Error while generating dimension of universal sentence encoder embedding

230 Views Asked by At

Below is the code for generating embedding and reducing dimension:

def generate_embeddings(text):
    if embed_fn is None:
        embed_fn = hub.load(module_url)
    embedding = embed_fn(text).numpy()
    return embedding


from sklearn.decomposition import IncrementalPCA
def pca():
    pca = IncrementalPCA(n_components = 64, batch_size= 1024)
    pca.fit(generate_embeddings(df))
    features_train = pca.transform(generate_embeddings(df))
    return features_train

When I run on 100 000 records it throws error:

ResourceExhaustedError:  OOM when allocating tensor with shape[64338902,512] and type float on /job:localhost/replica:0/task:0/device:CPU:0 by allocator cpu
     [[{{node StatefulPartitionedCall/StatefulPartitionedCall/EncoderDNN/EmbeddingLookup/EmbeddingLookupUnique/GatherV2}}]]
Hint: If you want to see a list of allocated tensors when OOM happens, add report_tensor_allocations_upon_oom to RunOptions for current allocation info.
 [Op:__inference_restored_function_body_15375]

Function call stack:
restored_function_body

2

There are 2 best solutions below

0
On

This shows your limitation of GPU memory. Either reduce the batch_size or the size of network layers.

0
On

As the data is greater than the memory of system and cannot load at one time so pass this on chunks or batches.It will load only batch data in memory at once.

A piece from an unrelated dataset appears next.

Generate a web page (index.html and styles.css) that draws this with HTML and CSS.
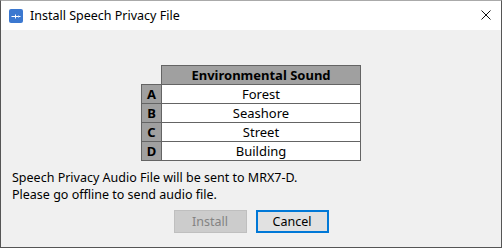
FILE: index.html
```html
<!DOCTYPE html>
<html>
<head>
<meta charset="utf-8">
<link rel="stylesheet" href="styles.css">
</head>
<body>
<div class="window">
  <div class="titlebar">
    <svg class="app-icon" width="14" height="14" viewBox="0 0 14 14">
      <rect x="0" y="0" width="14" height="14" rx="2" fill="#3b78d0"/>
      <path d="M2.5 7.5 H11.5" stroke="#fff" stroke-width="1"/>
      <path d="M6.5 5.5 V9.5" stroke="#fff" stroke-width="1"/>
      <path d="M9.5 6.5 V8.5" stroke="#dfe9f8" stroke-width="1"/>
    </svg>
    <span class="title">Install Speech Privacy File</span>
    <svg class="close" width="10" height="10" viewBox="0 0 10 10">
      <path d="M0.5 0.5 L9.5 9.5 M9.5 0.5 L0.5 9.5" stroke="#111" stroke-width="1"/>
    </svg>
  </div>
  <div class="content">
    <table class="sounds">
      <tr><td class="blank"></td><th>Environmental Sound</th></tr>
      <tr><td class="key">A</td><td>Forest</td></tr>
      <tr><td class="key">B</td><td>Seashore</td></tr>
      <tr><td class="key">C</td><td>Street</td></tr>
      <tr><td class="key">D</td><td>Building</td></tr>
    </table>
    <p class="msg">Speech Privacy Audio File will be sent to MRX7-D.<br>Please go offline to send audio file.</p>
    <div class="buttons">
      <button class="btn disabled" disabled>Install</button>
      <button class="btn primary">Cancel</button>
    </div>
  </div>
</div>
</body>
</html>
```
FILE: styles.css
```css
html, body {
  margin: 0;
  padding: 0;
}
body {
  font-family: "Noto Sans", "Open Sans", sans-serif;
  color: #000;
}
.window {
  box-sizing: border-box;
  width: 502px;
  height: 248px;
  border: 1px solid #555;
  border-top-color: #aaa;
  background: #f0f0f0;
  display: flex;
  flex-direction: column;
}
.titlebar {
  height: 29px;
  background: #fff;
  display: flex;
  align-items: center;
  padding-left: 8px;
  padding-right: 10px;
}
.app-icon {
  margin-right: 7px;
  margin-top: 1px;
}
.title {
  font-size: 12.5px;
  flex: 1;
}
.close {
  margin-top: -1px;
}
.content {
  flex: 1;
  display: flex;
  flex-direction: column;
  padding: 35px 11px 0 11px;
}
.sounds {
  border-collapse: collapse;
  margin: 0 auto;
  font-size: 13px;
}
.sounds th, .sounds td {
  border: 1px solid #646464;
  height: 18px;
  padding: 0;
  line-height: 16px;
  text-align: center;
  background: #fff;
}
.sounds th {
  background: #a0a0a0;
  width: 198px;
  font-weight: bold;
}
.sounds td.key {
  background: #a0a0a0;
  width: 19px;
  font-weight: bold;
}
.sounds td.blank {
  background: transparent;
  border-top-color: transparent;
  border-left-color: transparent;
}
.msg {
  margin: 8px 0 0 0;
  font-size: 12.5px;
  line-height: 17px;
}
.buttons {
  display: flex;
  justify-content: center;
  gap: 9px;
  margin-top: 7px;
}
.btn {
  box-sizing: border-box;
  width: 73px;
  height: 23px;
  font-family: inherit;
  font-size: 12.5px;
  padding: 0;
}
.btn.disabled {
  background: #cccccc;
  border: 1px solid #bfbfbf;
  color: #838383;
}
.btn.primary {
  background: #e1e1e1;
  border: 2px solid #0078d7;
  color: #000;
}
```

def generate_embeddings(text):   
    embed_fn = hub.load(module_url)
    embedding = embed_fn(text).numpy()
    return embedding

def gen_pca(batch):
    gen=generate_embeddings(batch)
    pca = PCA(n_components = 64)
    pca.fit(gen)
    features_train = pca.transform(gen)
    return features_train


def run():
    ex=[]
    for batch in np.array_split(df['text'], 100):
        ex.extend(gen_pca(batch))
    return ex